TextPreParser

Configuration file

TextPreParser.xml

Class name

com.ebd.hub.datawizard.parser.TextPreParser


Description


Very similar to the PDFPreParser, this preparser serves to extract a few details from an unstructured text file that would otherwise be difficult or impossible to extract with a 'normal' profile. For technical details, see the PDFPreParser documentation and the example below. The root element is TextPreParser instead of PDFPreParser.

Example


Assume the following, somewhat scattered input file.


input.txt
************************************************************************************************
Note.............:
Load. Unit.......: S90 2 Swap bodies 7.45
Booked GM3.......: 80 Muster contact: Max Muster
Weight KG........: 24000 Tel.........:
Ord. LM..........: 0 Fax.........: max@muster.com
Loading: 180516 20:30 1 of 1 Unloading: 180517 04:00
------------------------------------------------------------------------------------------------
053-DT-1 147-STO-1
Max Muster AG
Muster-Straße 1 Büttnerstraße 21
30165 Hannover 30165 Hannover
DE GERMANY DE GERMANY
+4918049200 Fax:+491804926600 +4918044240 Fax:+491803424232
Sender Ref No:
Consignment GM3 Euro/Muster/Half Loading unit ID Pack Receiver
------------------------------------------------------------------------------------------------
053-DT-180514147546 46.6 0 0 0
------------------------------------------------------------------------------------------------
================================================================================================
B/L No...........: Car Ref:
Shipment ID......: 003-DSO-S3543110 (Shipment ID to be entered on the freight invoice)
INCOTERMS........: DDU CONSIGNEE
Transport Agreement Reference: 2125-COM-807-30
Agreed Price
FREI 560 EUR
--------------------------
Seller...........: Example GmbH Hauptstraße 21 GERMANY
30165 Hannover 4951167222202 Fax: 51167491222
Buyer on Invoice.: Muster AG Musterstraße 15 GERMANY
30165 Hannover +49421588535600 Fax: +41588535601
Invoice Receiver.: Muster AG Musterstraße 15 GERMANY
30165 Hannover +49147681000 Fax: +492347615732
*** END OF DOCUMENT ***


To get this data under control, we use the following configuration file for the preparser in a profile named TextPreParserProfile.


TextPreParser.xml
<?xml version="1.0" encoding="UTF-8"?>
<TextPreParser>
<Profile>
<Name>TextPreParserProfile</Name>
<LineFrom>1</LineFrom>
<LineTo>100</LineTo>
<Tag>
<Name>LoadUnit</Name>
<BeginsAfter>Load.
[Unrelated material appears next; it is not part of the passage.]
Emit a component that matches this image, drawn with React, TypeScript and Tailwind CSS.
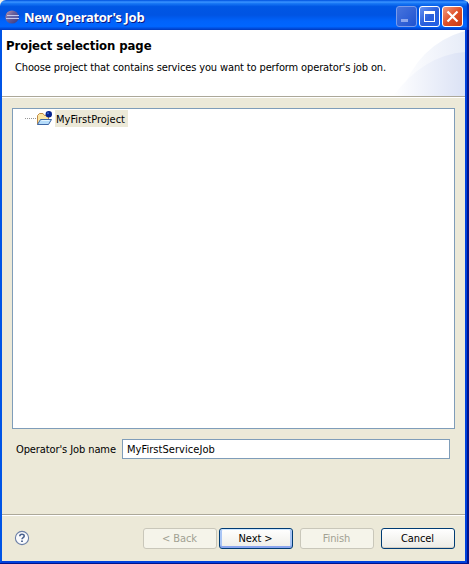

Unit.......:</BeginsAfter>
<Words>1</Words>
</Tag>
<Tag>
<Name>SwapBodies</Name>
<BeginsAfter>2 Swap bodies</BeginsAfter>
<Words>1</Words>
</Tag>
<Tag>
<Name>ShipmentID</Name>
<BeginsAfter>Shipment ID......:</BeginsAfter>
<Words>1</Words>
</Tag>
<Tag>
<Name>Address</Name>
<BeginsAfter>053-DT-1 </BeginsAfter>
<EndsBefore>Sender Ref No:</EndsBefore>
</Tag>
<Tag>
<Name>Name</Name>
<LinesAfter Tag="Address">1</LinesAfter>
</Tag>
<Tag>
<Name>Street</Name>
<LinesAfter Tag="Address">2</LinesAfter>
</Tag>
<Tag>
<Name>City</Name>
<LinesAfter Tag="Address">3</LinesAfter>
</Tag>
<Tag>
<Name>Country</Name>
<LinesAfter Tag="Address">4</LinesAfter>
</Tag>
<Tag>
<Name>AdressID</Name>
<BeginsAfter>053-DT-</BeginsAfter>
<Words>1</Words>
</Tag>
</Profile>
</TextPreParser>

Download


You can download and import the profile TextPreParserProfile.pak as an example. Of course, the extracted data can be refined to your liking in the target structure.


  • TextPreParser.xml (already integrated in the profile, but here again explicitly).

  • input.txt (already integrated in the profile as test data, but here again explicitly for manual upload).